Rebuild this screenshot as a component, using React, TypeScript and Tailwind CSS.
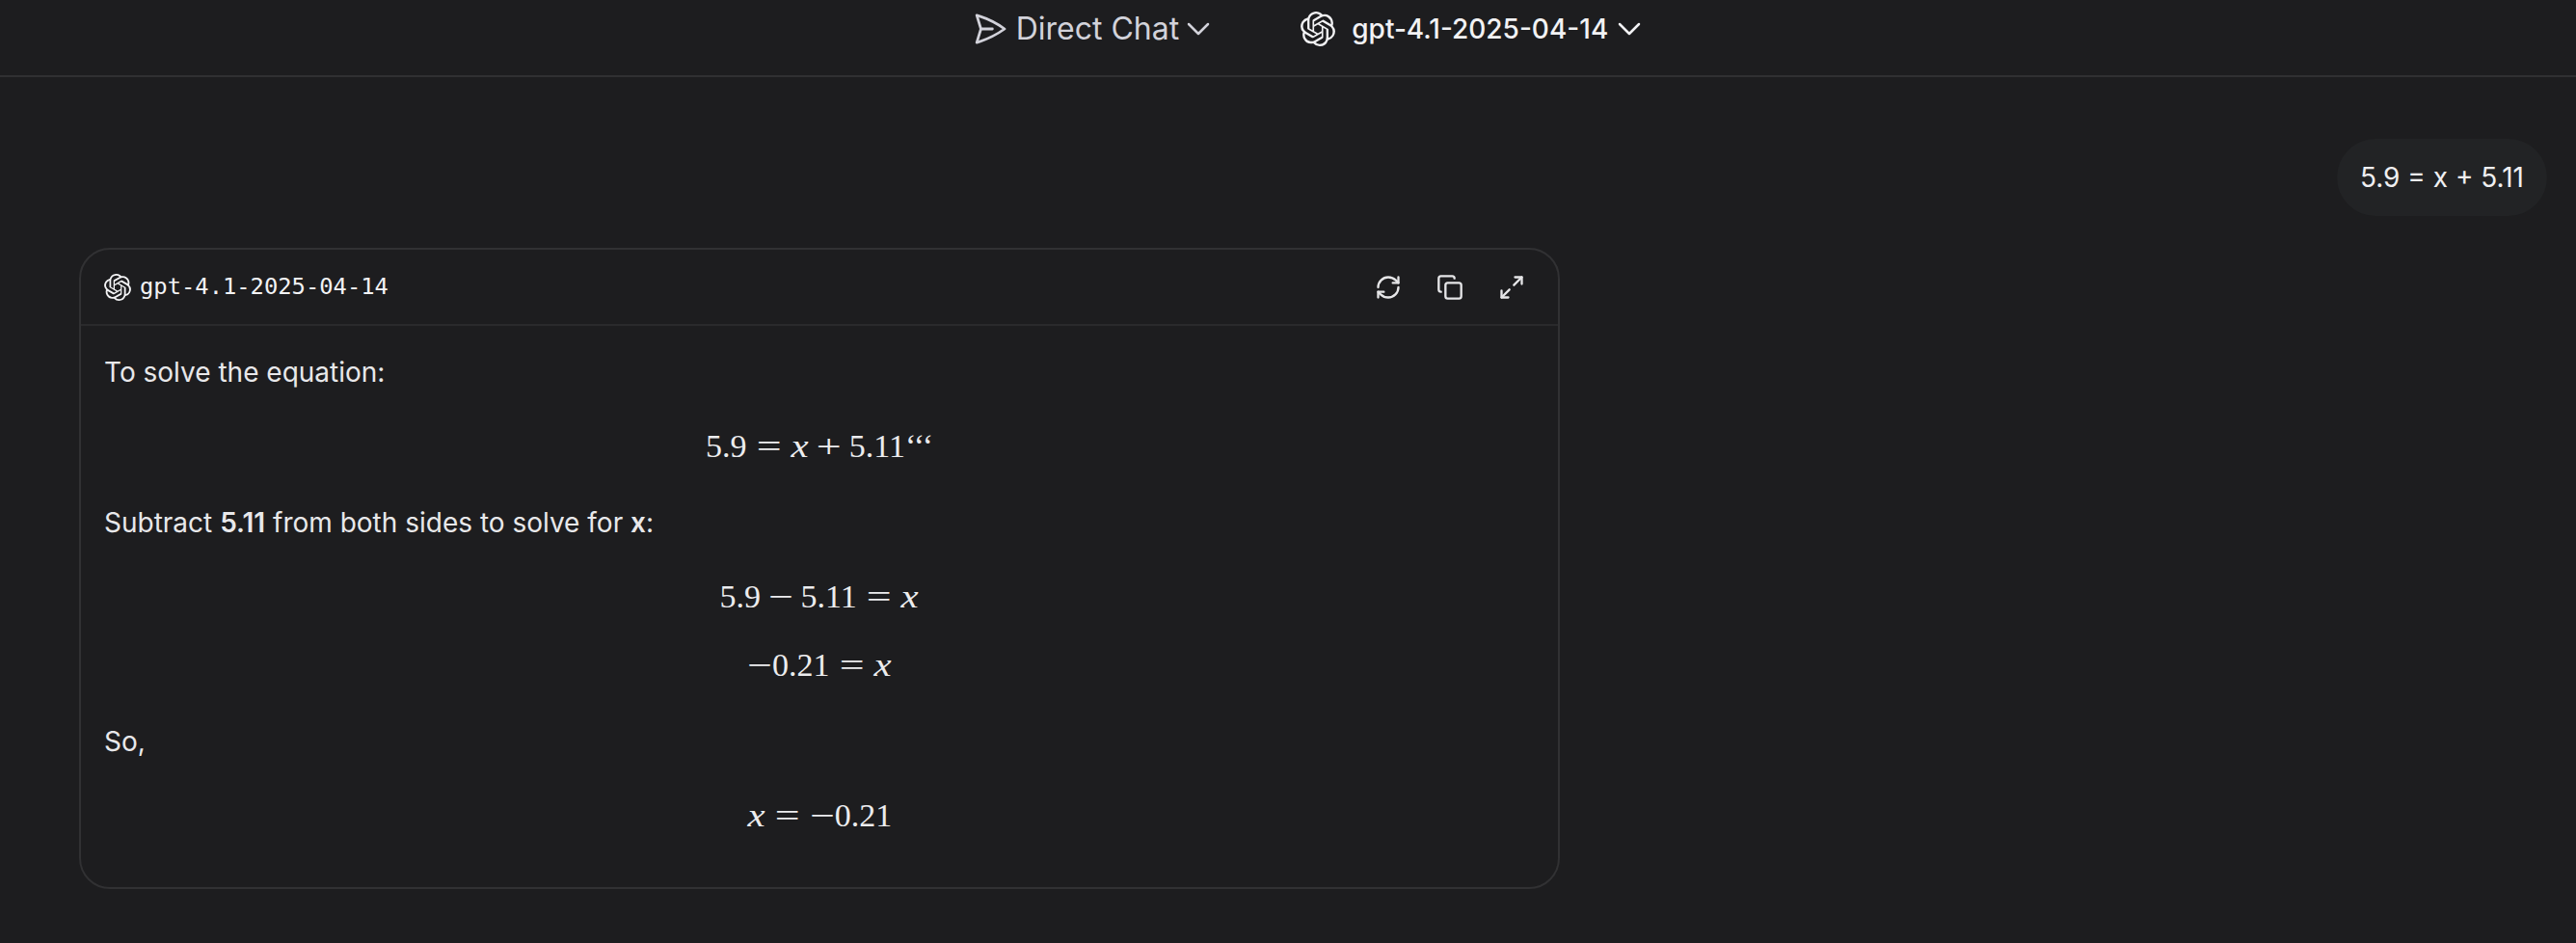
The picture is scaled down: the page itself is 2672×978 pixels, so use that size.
import { SiOpenai } from "react-icons/si";
import { HiOutlinePaperAirplane } from "react-icons/hi2";
import { ChevronDown, RefreshCw, Copy, Maximize2 } from "lucide-react";
import type { ReactNode } from "react";

function Op({ children }: { children: ReactNode }) {
  return (
    <span className="inline-block w-[0.778em] text-center mx-[0.2778em]">
      <span className="inline-block scale-x-[1.35]">{children}</span>
    </span>
  );
}

function Bin({ children }: { children: ReactNode }) {
  return (
    <span className="inline-block w-[0.778em] text-center mx-[0.2222em]">
      <span className="inline-block scale-x-[1.35]">{children}</span>
    </span>
  );
}

function X() {
  return (
    <span className="inline-block w-[0.572em] text-center italic">
      <span className="inline-block scale-x-[1.2]">x</span>
    </span>
  );
}

function Neg() {
  return (
    <span className="inline-block w-[0.778em] text-center">
      <span className="inline-block scale-x-[1.35]">−</span>
    </span>
  );
}

function MathLine({ className, children }: { className: string; children: ReactNode }) {
  return (
    <div
      className={`h-12 pt-[1px] flex items-center justify-center text-[34px] leading-[45px] text-[#ececee] whitespace-pre font-['Liberation_Serif',serif] ${className}`}
    >
      <span>{children}</span>
    </div>
  );
}

export default function App() {
  return (
    <div className="min-h-[978px] bg-[#1d1d1f] font-['Inter',sans-serif] text-[#e8e8ea]">
      <header className="h-[80px] border-b-2 border-[#303032] flex items-start justify-center pl-[46px] pt-[11px]">
        <div className="flex items-center h-[38px] text-[#d2d2da]">
          <HiOutlinePaperAirplane className="w-[38px] h-[38px] mr-[8px]" strokeWidth={1.75} />
          <span className="text-[32px] leading-[38px]">Direct Chat</span>
          <ChevronDown className="w-[40px] h-[40px]" strokeWidth={1.5} />
        </div>
        <div className="flex items-center h-[38px] ml-[86px] text-[#f2f2f4]">
          <SiOpenai className="w-[36px] h-[36px] mr-[17px]" />
          <span className="text-[28px] leading-[38px] font-medium">gpt-4.1-2025-04-14</span>
          <ChevronDown className="w-[40px] h-[40px] ml-[2px]" strokeWidth={1.5} />
        </div>
      </header>

      <main>
        <div className="flex justify-end pr-[30px] pt-[64px]">
          <div className="h-[80px] rounded-full bg-[#222325] px-[24px] flex items-center text-[28px] text-[#efeff1]">
            5.9 = x + 5.11
          </div>
        </div>

        <section className="ml-[82px] mt-[33px] w-[1536px] h-[665px] border-2 border-[#313133] rounded-[32px]">
          <div className="h-[79px] border-b-2 border-[#2a2a2c] flex items-center justify-between pl-[24px] pr-[34px]">
            <div className="flex items-center text-[#f2f2f4]">
              <SiOpenai className="w-[28px] h-[28px] mr-[9px]" />
              <span className="text-[23.8px] leading-[30px] pb-[2px] font-['DejaVu_Sans_Mono',monospace]">gpt-4.1-2025-04-14</span>
            </div>
            <div className="flex items-center gap-[36px] text-[#e6e6e8]">
              <RefreshCw className="w-[28px] h-[28px]" strokeWidth={2} />
              <Copy className="w-[28px] h-[28px]" strokeWidth={2} />
              <Maximize2 className="w-[28px] h-[28px]" strokeWidth={2} />
            </div>
          </div>

          <div className="px-[24px] text-[28px] leading-[40px]">
            <p className="pt-[28px]">To solve the equation:</p>
            <MathLine className="mt-[32px]">
              5.9<Op>=</Op><X /><Bin>+</Bin>5.11‘‘‘
            </MathLine>
            <p className="mt-[36px]">
              Subtract <strong className="font-semibold">5.11</strong> from both sides to solve for{" "}
              <strong className="font-semibold">x</strong>:
            </p>
            <MathLine className="mt-[32px]">
              5.9<Bin>−</Bin>5.11<Op>=</Op><X />
            </MathLine>
            <MathLine className="mt-[23px]">
              <Neg />0.21<Op>=</Op><X />
            </MathLine>
            <p className="mt-[36px]">So,</p>
            <MathLine className="mt-[32px]">
              <X /><Op>=</Op><Neg />0.21
            </MathLine>
          </div>
        </section>
      </main>
    </div>
  );
}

__The request__: Write the full listing out again with every line unchanged, but include no pictures.

__Correct answer__:
Rebuild this screenshot as a component, using React, TypeScript and Tailwind CSS.
The picture is scaled down: the page itself is 2672×978 pixels, so use that size.
import { SiOpenai } from "react-icons/si";
import { HiOutlinePaperAirplane } from "react-icons/hi2";
import { ChevronDown, RefreshCw, Copy, Maximize2 } from "lucide-react";
import type { ReactNode } from "react";

function Op({ children }: { children: ReactNode }) {
  return (
    <span className="inline-block w-[0.778em] text-center mx-[0.2778em]">
      <span className="inline-block scale-x-[1.35]">{children}</span>
    </span>
  );
}

function Bin({ children }: { children: ReactNode }) {
  return (
    <span className="inline-block w-[0.778em] text-center mx-[0.2222em]">
      <span className="inline-block scale-x-[1.35]">{children}</span>
    </span>
  );
}

function X() {
  return (
    <span className="inline-block w-[0.572em] text-center italic">
      <span className="inline-block scale-x-[1.2]">x</span>
    </span>
  );
}

function Neg() {
  return (
    <span className="inline-block w-[0.778em] text-center">
      <span className="inline-block scale-x-[1.35]">−</span>
    </span>
  );
}

function MathLine({ className, children }: { className: string; children: ReactNode }) {
  return (
    <div
      className={`h-12 pt-[1px] flex items-center justify-center text-[34px] leading-[45px] text-[#ececee] whitespace-pre font-['Liberation_Serif',serif] ${className}`}
    >
      <span>{children}</span>
    </div>
  );
}

export default function App() {
  return (
    <div className="min-h-[978px] bg-[#1d1d1f] font-['Inter',sans-serif] text-[#e8e8ea]">
      <header className="h-[80px] border-b-2 border-[#303032] flex items-start justify-center pl-[46px] pt-[11px]">
        <div className="flex items-center h-[38px] text-[#d2d2da]">
          <HiOutlinePaperAirplane className="w-[38px] h-[38px] mr-[8px]" strokeWidth={1.75} />
          <span className="text-[32px] leading-[38px]">Direct Chat</span>
          <ChevronDown className="w-[40px] h-[40px]" strokeWidth={1.5} />
        </div>
        <div className="flex items-center h-[38px] ml-[86px] text-[#f2f2f4]">
          <SiOpenai className="w-[36px] h-[36px] mr-[17px]" />
          <span className="text-[28px] leading-[38px] font-medium">gpt-4.1-2025-04-14</span>
          <ChevronDown className="w-[40px] h-[40px] ml-[2px]" strokeWidth={1.5} />
        </div>
      </header>

      <main>
        <div className="flex justify-end pr-[30px] pt-[64px]">
          <div className="h-[80px] rounded-full bg-[#222325] px-[24px] flex items-center text-[28px] text-[#efeff1]">
            5.9 = x + 5.11
          </div>
        </div>

        <section className="ml-[82px] mt-[33px] w-[1536px] h-[665px] border-2 border-[#313133] rounded-[32px]">
          <div className="h-[79px] border-b-2 border-[#2a2a2c] flex items-center justify-between pl-[24px] pr-[34px]">
            <div className="flex items-center text-[#f2f2f4]">
              <SiOpenai className="w-[28px] h-[28px] mr-[9px]" />
              <span className="text-[23.8px] leading-[30px] pb-[2px] font-['DejaVu_Sans_Mono',monospace]">gpt-4.1-2025-04-14</span>
            </div>
            <div className="flex items-center gap-[36px] text-[#e6e6e8]">
              <RefreshCw className="w-[28px] h-[28px]" strokeWidth={2} />
              <Copy className="w-[28px] h-[28px]" strokeWidth={2} />
              <Maximize2 className="w-[28px] h-[28px]" strokeWidth={2} />
            </div>
          </div>

          <div className="px-[24px] text-[28px] leading-[40px]">
            <p className="pt-[28px]">To solve the equation:</p>
            <MathLine className="mt-[32px]">
              5.9<Op>=</Op><X /><Bin>+</Bin>5.11‘‘‘
            </MathLine>
            <p className="mt-[36px]">
              Subtract <strong className="font-semibold">5.11</strong> from both sides to solve for{" "}
              <strong className="font-semibold">x</strong>:
            </p>
            <MathLine className="mt-[32px]">
              5.9<Bin>−</Bin>5.11<Op>=</Op><X />
            </MathLine>
            <MathLine className="mt-[23px]">
              <Neg />0.21<Op>=</Op><X />
            </MathLine>
            <p className="mt-[36px]">So,</p>
            <MathLine className="mt-[32px]">
              <X /><Op>=</Op><Neg />0.21
            </MathLine>
          </div>
        </section>
      </main>
    </div>
  );
}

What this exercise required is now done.